Делая портретную зарисовку с натуры, Лермонтов в данном случае, судя по всему, обратил особенное внимание на цвет лица объекта и «стремясь подчеркнуть смуглость старика, подкрасил его щеки акварелью», — заметила Герштейн. Это наталкивает на мысль, что вероятнее всего рисунок сделан не летом, когда даже в Петербурге нередко можно было встретить смуглых от солнечного загара людей, а скорее всего — зимой, когда такая особенность сильнее всего бросается в глаза.
Как подчеркнула Герштейн, «перо на папахе» (в реальности это меховая шапка, больше похожа на чалму), украшенное драгоценными камнями, так же как и знак отличия, висящий на ленте, исторически не соответствует типу горца тех времен». Однако, как бы спохватившись, Эмма Григорьевна заметила: поскольку же ряд таких важных деталей на рисунке не характерен для горца, для кавказца, вероятнее всего Лермонтов изобразил вовсе не горца, не жителя Кавказа.
Тогда кого же?
Вопрос оставался открытым на долгие годы. Тщательное знакомство с газетами первой и последней четвертей 1833 года дало возможность Прокопенко установить, что в Петербурге в тот же год находились испанский вице-консул в Одессе Хайм Багер-и-Рибас, дипломат князь Ханджери, турецкий бригадный генерал Намук-паша, чрезвычайный посол турецкого султана при Российском дворе Мушир-Ахмет-паша и чрезвычайный посланник и полномочный министр Сардинского короля граф Симонетти.
С кем же из них и где мог встречаться Михаил Юрьевич? Школа подпрапорщиков и юнкеров в 1864 году была преобразована в Николаевское кавалерийское училище. И вот в книге «Исторический очерк Николаевского кавалерийского училища» находим, что в «периоде третьем» существования этой школы произошло событие, которое военный историк В.А. Потто назвал «одним почетным и неожиданным посещением».
Василий Иванович Потто ошибочно предполагает, что важным визитером являлся Мушир Гагиль-Паша, чрезвычайный посол турецкого султана Махмуда. 22 декабря 1833 года ему был оказан блистательный прием: в полдень все офицеры, подпрапорщики и юнкера были собраны в парадной форме. От эскадрона являлись конные, а от роты — пешие ординарцы…
Однако Потто ошибся. Послом турецкого султана в 1833 году был вовсе не мушир Гагиль-папа, а мушир Ахмед-паша. Цель, с которой он прибыл 22 ноября 1833 года, заключалась в разрешении с русским правительством вопроса о взаимоотношениях Молдавии, Турции и России после русско-турецкой войны.

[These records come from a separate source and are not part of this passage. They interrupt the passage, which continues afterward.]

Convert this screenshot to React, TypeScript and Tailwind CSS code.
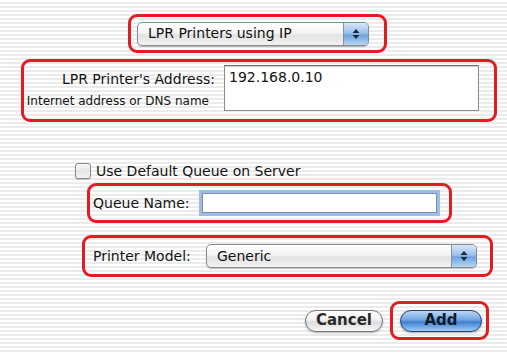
import React from "react";

const font = { fontFamily: '"DejaVu Sans", "Liberation Sans", sans-serif' };

function Arrows() {
  return (
    <svg width="8" height="12" viewBox="0 0 8 12">
      <path d="M4 1 L7.5 5 L0.5 5 Z" fill="#1a2a3a" />
      <path d="M4 11 L7.5 7 L0.5 7 Z" fill="#1a2a3a" />
    </svg>
  );
}

function Popup({ label, className }: { label: string; className: string }) {
  return (
    <div
      className={`flex h-[24px] items-stretch rounded-[5px] border border-[#8a8a8a] bg-[linear-gradient(#ffffff,#f4f4f4_45%,#e2e2e2_55%,#f2f2f2)] shadow-[0_1px_1px_rgba(0,0,0,0.25)] overflow-hidden ${className}`}
    >
      <div className="flex flex-1 items-center pl-[10px] text-[14px] text-[#111]">{label}</div>
      <div className="flex w-[25px] items-center justify-center border-l border-[#7d94b0] bg-[linear-gradient(#d7e7f8,#9cc1ea_45%,#6fa3dc_55%,#b6d6f4)]">
        <Arrows />
      </div>
    </div>
  );
}

export default function App() {
  return (
    <div
      style={font}
      className="flex h-[354px] w-[507px] flex-col bg-[repeating-linear-gradient(180deg,#ffffff_0px,#ffffff_2px,#ebebeb_2px,#ebebeb_4px)] text-[#141414]"
    >
      {/* Top popup */}
      <div className="ml-[128px] mt-[14px] flex h-[39px] w-[259px] items-center rounded-[9px] border-[3px] border-[#e31b23] pl-[6px]">
        <Popup label="LPR Printers using IP" className="w-[232px]" />
      </div>

      {/* Address */}
      <div className="ml-[21px] mt-[6px] flex h-[63px] w-[476px] rounded-[9px] border-[3px] border-[#e31b23]">
        <div className="flex w-[191px] flex-col items-end pt-[9px]">
          <div className="whitespace-nowrap text-[14px] leading-[16px]">LPR Printer's Address:</div>
          <div className="mt-[7px] whitespace-nowrap pr-[6px] text-[12px] leading-[14px]">Internet address or DNS name</div>
        </div>
        <div className="ml-[9px] mt-[3px] h-[46px] w-[255px] border border-[#8e8e8e] border-t-[#6e6e6e] bg-white pl-[4px] pt-[3px] text-[14px] leading-[16px] shadow-[inset_0_1px_1px_rgba(0,0,0,0.2)]">
          192.168.0.10
        </div>
      </div>

      {/* Checkbox */}
      <div className="ml-[75px] mt-[41px] flex h-[16px] items-center">
        <div className="h-[16px] w-[16px] rounded-[3px] border border-[#8a8a8a] bg-[linear-gradient(#f8f8f8,#e6e6e6_50%,#f4f4f4)] shadow-[0_1px_1px_rgba(0,0,0,0.2)]" />
        <div className="ml-[5px] whitespace-nowrap text-[14px] leading-[16px]">Use Default Queue on Server</div>
      </div>

      {/* Queue name */}
      <div className="ml-[87px] mt-[4px] flex h-[40px] w-[365px] items-center rounded-[9px] border-[3px] border-[#e31b23] pl-[3px]">
        <div className="w-[106px] whitespace-nowrap text-[14px]">Queue Name:</div>
        <div className="h-[26px] w-[241px] border-[3px] border-[#9dbde6] bg-white shadow-[inset_0_0_0_1px_#7b8ea8]" />
      </div>

      {/* Printer model */}
      <div className="ml-[82px] mt-[12px] flex h-[42px] w-[411px] items-center rounded-[9px] border-[3px] border-[#e31b23] pl-[8px]">
        <div className="w-[113px] whitespace-nowrap text-[14px]">Printer Model:</div>
        <Popup label="Generic" className="w-[271px]" />
      </div>

      {/* Buttons */}
      <div className="mt-[24px] flex items-center">
        <div className="ml-[305px] flex h-[22px] w-[78px] items-center justify-center rounded-full border border-[#777] bg-[linear-gradient(#ffffff,#f0f0f0_45%,#dcdcdc_55%,#f8f8f8)] text-[15px] font-bold text-[#2a2a2a] shadow-[0_1px_2px_rgba(0,0,0,0.3)]">
          Cancel
        </div>
        <div className="ml-[7px] flex h-[39px] w-[99px] items-center rounded-[9px] border-[3px] border-[#e31b23] pl-[7px]">
          <div className="flex h-[22px] w-[82px] items-center justify-center rounded-full border border-[#24466f] bg-[linear-gradient(#bcd6f4,#6fa4e2_45%,#3f7fd0_55%,#9fcaf6)] text-[15px] font-bold text-[#0d1a2a] shadow-[0_1px_2px_rgba(0,0,0,0.35)]">
            Add
          </div>
        </div>
      </div>
    </div>
  );
}
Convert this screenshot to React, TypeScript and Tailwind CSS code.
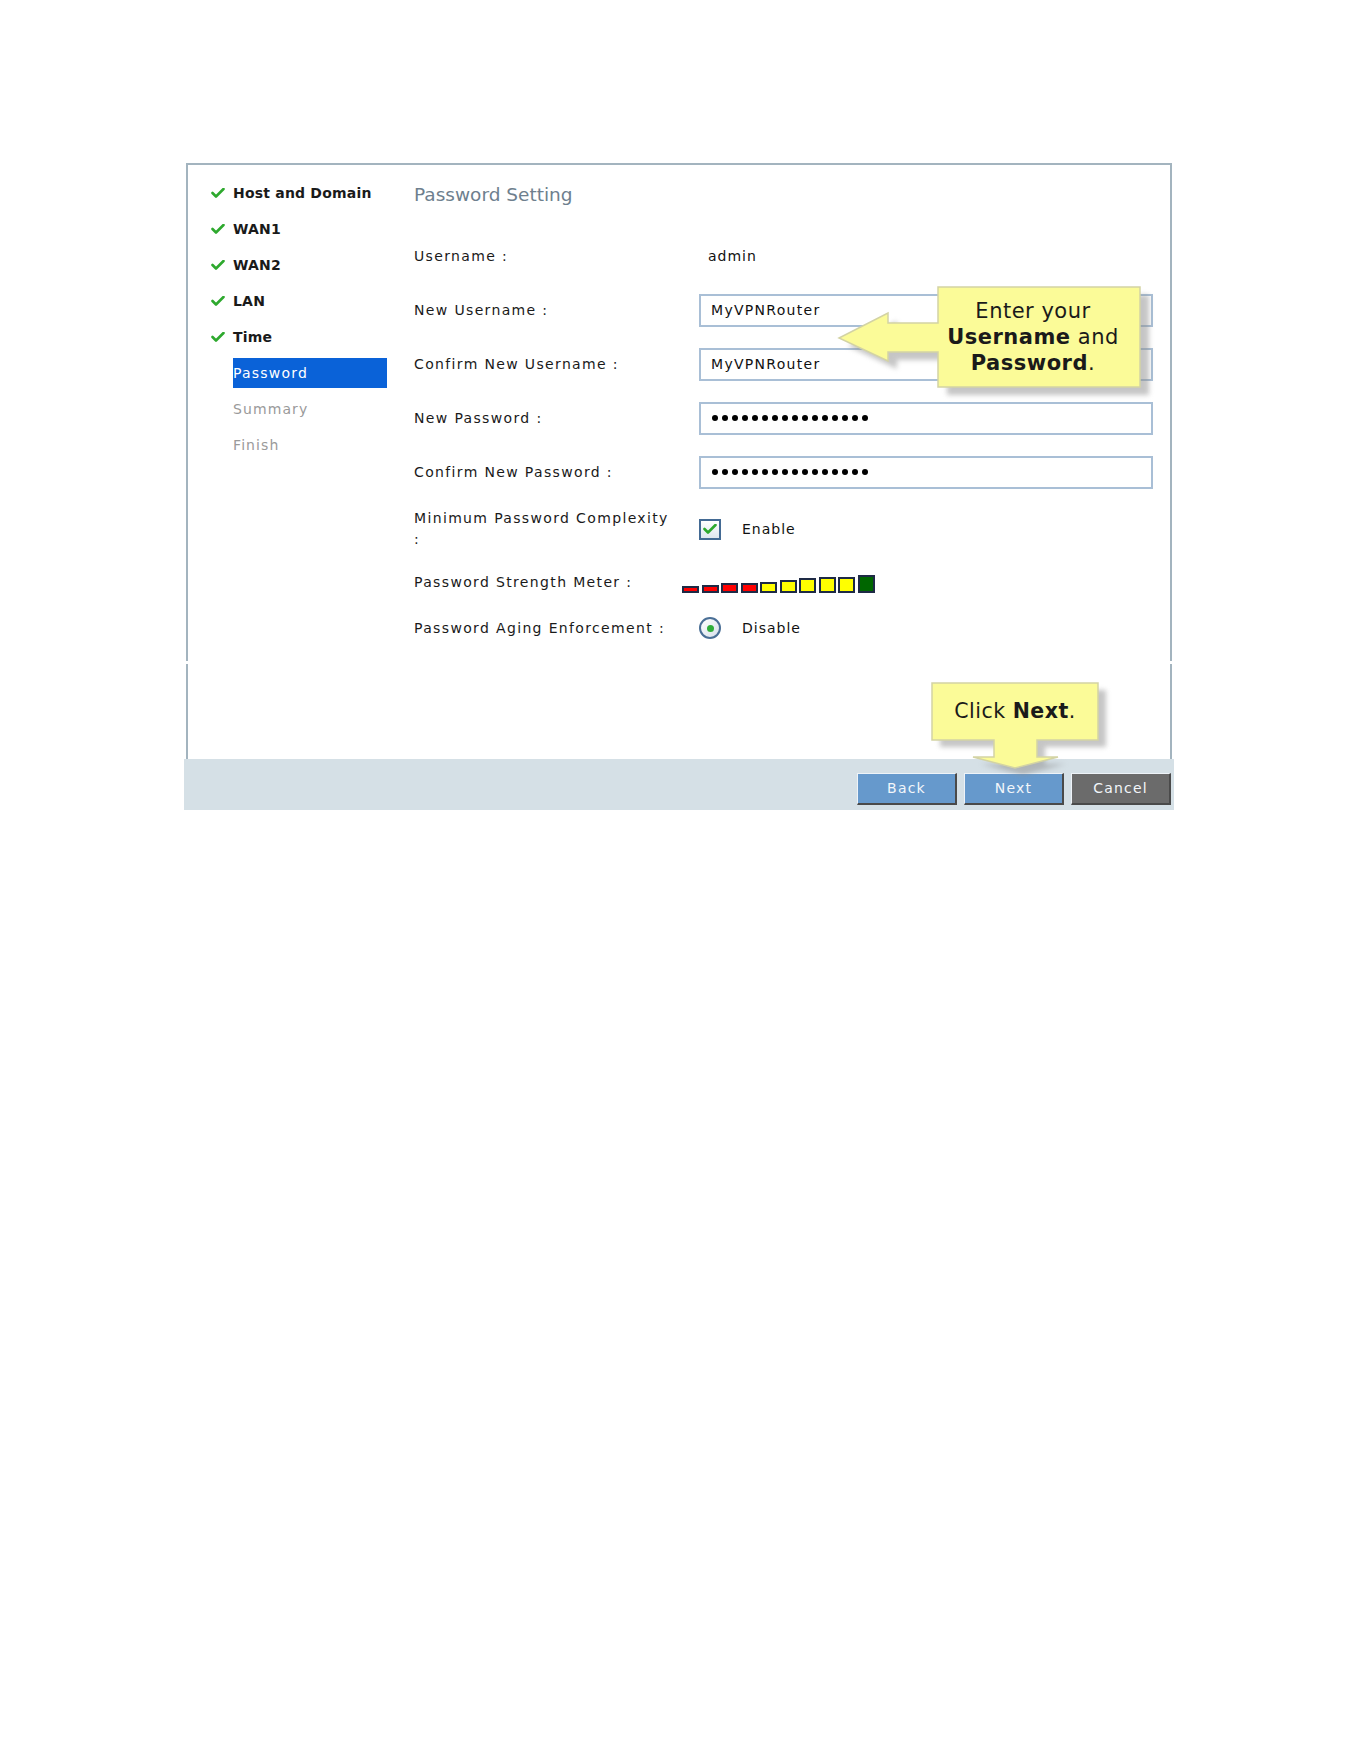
const font = { fontFamily: '"DejaVu Sans", Verdana, sans-serif' };

function Tick({ className = "" }: { className?: string }) {
  return (
    <svg width="14" height="10" viewBox="0 0 14 10" className={className}>
      <path d="M1.5 5 L5 8.5 L12.5 1" fill="none" stroke="#2ea92e" strokeWidth="2.6" strokeLinecap="round" strokeLinejoin="round" />
    </svg>
  );
}

const steps = [
  { name: "Host and Domain", state: "done" },
  { name: "WAN1", state: "done" },
  { name: "WAN2", state: "done" },
  { name: "LAN", state: "done" },
  { name: "Time", state: "done" },
  { name: "Password", state: "current" },
  { name: "Summary", state: "todo" },
  { name: "Finish", state: "todo" },
];

const meter = [
  { h: 7, c: "bg-[#ff0000]" },
  { h: 8, c: "bg-[#ff0000]" },
  { h: 10, c: "bg-[#ff0000]" },
  { h: 10, c: "bg-[#ff0000]" },
  { h: 11, c: "bg-[#ffff00]" },
  { h: 13, c: "bg-[#ffff00]" },
  { h: 15, c: "bg-[#ffff00]" },
  { h: 16, c: "bg-[#ffff00]" },
  { h: 16, c: "bg-[#ffff00]" },
  { h: 18, c: "bg-[#006600]" },
];

function TextBox({ value }: { value: string }) {
  return (
    <div className="w-[454px] h-[33px] border-2 border-[#a9bfd6] bg-white flex items-center pl-[10px] text-[14px] tracking-[1.3px] text-[#111]">
      {value}
    </div>
  );
}

function PasswordBox() {
  return (
    <div className="w-[454px] h-[33px] border-2 border-[#a9bfd6] bg-white flex items-center pl-[11px] gap-[4px]">
      {Array.from({ length: 16 }).map((_, i) => (
        <span key={i} className="w-[6px] h-[6px] rounded-full bg-black" />
      ))}
    </div>
  );
}

function Row({ label, children, h = "h-[54px]" }: { label: React.ReactNode; children?: React.ReactNode; h?: string }) {
  return (
    <div className={`flex items-center ${h}`}>
      <div className="w-[285px] text-[14px] leading-[21px] tracking-[1.35px] text-[#1a1a1a]">{label}</div>
      <div className="flex items-center">{children}</div>
    </div>
  );
}

export default function App() {
  return (
    <div className="min-h-[1761px] bg-white pt-[163px]" style={font}>
      <div className="relative ml-[184px] w-[990px]">
        {/* main panel */}
        <div className="mx-[2px] h-[498px] border-x-2 border-t-2 border-[#a3b4bf] flex">
          <div className="w-[226px] pt-[10px]">
            {steps.map((s) => (
              <div key={s.name} className="h-[36px] flex items-center">
                <div className="w-[45px] flex justify-end pr-[8px]">
                  {s.state === "done" && <Tick />}
                </div>
                {s.state === "current" ? (
                  <div className="w-[154px] h-[30px] bg-[#0a62d8] text-white text-[14px] tracking-[1.2px] flex items-center">
                    {s.name}
                  </div>
                ) : (
                  <div
                    className={
                      s.state === "done"
                        ? "text-[14px] font-bold text-[#1a1a1a] tracking-[0.2px]"
                        : "text-[14px] text-[#9a9a9a] tracking-[1.1px]"
                    }
                  >
                    {s.name}
                  </div>
                )}
              </div>
            ))}
          </div>

          <div className="flex-1 pt-[18px]">
            <div className="h-[24px] leading-[24px] text-[18.5px] text-[#6e7f8e]">Password Setting</div>
            <div className="mt-[22px]">
              <Row label="Username :">
                <span className="pl-[9px] text-[14px] tracking-[1px] text-[#111]">admin</span>
              </Row>
              <Row label="New Username :">
                <TextBox value="MyVPNRouter" />
              </Row>
              <Row label="Confirm New Username :">
                <TextBox value="MyVPNRouter" />
              </Row>
              <Row label="New Password :">
                <PasswordBox />
              </Row>
              <Row label="Confirm New Password :">
                <PasswordBox />
              </Row>
              <div className="mt-[9px]">
                <Row
                  h="h-[42px]"
                  label={
                    <>
                      Minimum Password Complexity
                      <br />:
                    </>
                  }
                >
                  <div className="w-[22px] h-[21px] border-2 border-[#436a94] bg-gradient-to-b from-[#ffffff] to-[#dfe7ef] flex items-center justify-center">
                    <Tick />
                  </div>
                  <span className="ml-[21px] text-[14px] tracking-[1px] text-[#111]">Enable</span>
                </Row>
              </div>
              <div className="mt-[15px]">
                <Row h="h-[34px]" label="Password Strength Meter :">
                  <div className="-ml-[17px] flex items-end gap-[2.5px] h-[18px] mt-[4px]">
                    {meter.map((m, i) => (
                      <div
                        key={i}
                        className={`w-[17px] border-2 border-[#1e2a45] ${m.c}`}
                        style={{ height: m.h }}
                      />
                    ))}
                  </div>
                </Row>
              </div>
              <div className="mt-[12px]">
                <Row h="h-[34px]" label="Password Aging Enforcement :">
                  <div className="w-[22px] h-[22px] rounded-full border-2 border-[#4a6f96] bg-gradient-to-br from-[#ffffff] to-[#d6e0ea] flex items-center justify-center">
                    <span className="w-[7px] h-[7px] rounded-full bg-[#2fae3a]" />
                  </div>
                  <span className="ml-[21px] text-[14px] tracking-[1px] text-[#111]">Disable</span>
                </Row>
              </div>
            </div>
          </div>
        </div>

        {/* lower panel */}
        <div className="mx-[2px] mt-[3px] h-[95px] border-x-2 border-[#a3b4bf]" />

        {/* footer */}
        <div className="h-[51px] bg-[#d5e0e6] flex justify-end items-start pt-[14px] pr-[3px] gap-[7px]">
          {[
            { t: "Back", c: "bg-[#6699cc]" },
            { t: "Next", c: "bg-[#6699cc]" },
            { t: "Cancel", c: "bg-[#6b6b6b]" },
          ].map((b) => (
            <button
              key={b.t}
              className={`w-[100px] h-[32px] ${b.c} border-t border-l border-t-[#eef3f8] border-l-[#eef3f8] border-b-2 border-r-2 border-b-[#4a4a4a] border-r-[#4a4a4a] text-[14px] tracking-[1.2px] text-[#f2f6fa]`}
            >
              {b.t}
            </button>
          ))}
        </div>

        {/* callout: username/password */}
        <svg className="absolute left-[651px] top-[120px]" width="330" height="120" viewBox="0 0 330 120">
          <defs>
            <filter id="sh1" x="-10%" y="-10%" width="130%" height="130%">
              <feGaussianBlur stdDeviation="2.5" />
            </filter>
          </defs>
          <path
            d="M103,4 H305 V104 H103 V69 H53 V78 L4,55 L53,30 V40 H103 Z"
            transform="translate(9,8)"
            fill="#8c8c8c"
            opacity="0.5"
            filter="url(#sh1)"
          />
          <path d="M103,4 H305 V104 H103 V69 H53 V78 L4,55 L53,30 V40 H103 Z" fill="#fbfb98" stroke="#d3d3a4" strokeWidth="1.5" />
        </svg>
        <div className="absolute left-[748px] top-[124px] w-[202px] h-[100px] flex flex-col items-center justify-center text-[21px] leading-[26px] text-[#1a1a1a] tracking-[0.5px]">
          <div>Enter your</div>
          <div>
            <b>Username</b> and
          </div>
          <div>
            <b>Password</b>.
          </div>
        </div>

        {/* callout: next */}
        <svg className="absolute left-[741px] top-[516px]" width="190" height="100" viewBox="0 0 190 100">
          <defs>
            <filter id="sh2" x="-10%" y="-10%" width="130%" height="130%">
              <feGaussianBlur stdDeviation="2.5" />
            </filter>
          </defs>
          <path
            d="M7,4 H173 V61 H112 V78 H133 L90,89 L48,78 H69 V61 H7 Z"
            transform="translate(8,7)"
            fill="#8c8c8c"
            opacity="0.5"
            filter="url(#sh2)"
          />
          <path d="M7,4 H173 V61 H112 V78 H133 L90,89 L48,78 H69 V61 H7 Z" fill="#fbfb98" stroke="#d3d3a4" strokeWidth="1.5" />
        </svg>
        <div className="absolute left-[748px] top-[520px] w-[166px] h-[57px] flex items-center justify-center text-[20.5px] text-[#1a1a1a] tracking-[0.5px]">
          <span>
            Click <b>Next</b>.
          </span>
        </div>
      </div>
    </div>
  );
}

Кстати, о событиях на Босфоре в 1833 году Лермонтов знал.
Вот воспоминания главы III Отделения Собственной Его Величества канцелярии А.Х. Бенкендорфа:
«Ближе к концу ноября в Петербург прибыл чрезвычайный посол Султана Ахмед-паша с тем, чтобы торжественно поблагодарить императора за его скорую, действенную и незаинтересованную помощь Османской империи в тот момент, когда наступление египетского паши и вероломное бездействие Англии и Франции угрожало империи полумесяца неизбежным поражением. Этот посол был принят в соответствии с той же церемонией, которая была предусмотрена четыре года назад для Халил-паши», благодарившего императора за то, что он остановил победоносное продвижение российских войск у константинопольского порта. Его взятие означало бы скорое падение империи Магомета.
Нынешний посол был принят со всеми почестями, приличествующими его рангу и исполняемому поручению, которое означало яркий триумф благородной политики императора и постыдный упрек политике лондонского и парижского кабинетов. Общественное мнение поддерживало придворные настроения и оказывало Ахмет-паше различные знаки внимания. Кроме всего прочего, он получил частичное погашение османских долгов России, установленных Адрианопольским миром. После достаточно долгого пребывания, посол уехал вполне довольный результатами своей миссии, встречей с императором и тем приемом, который был ему оказан во время поездки из Одессы до Петербурга».
Источник:
Захаров В.А. Кого нарисовал М.Ю. Лермонтов в школе юнкеров: к истории русско-турецких отношений 30-х годов XIX века. М., 2018 Типография ООО «ОнлайнКопи»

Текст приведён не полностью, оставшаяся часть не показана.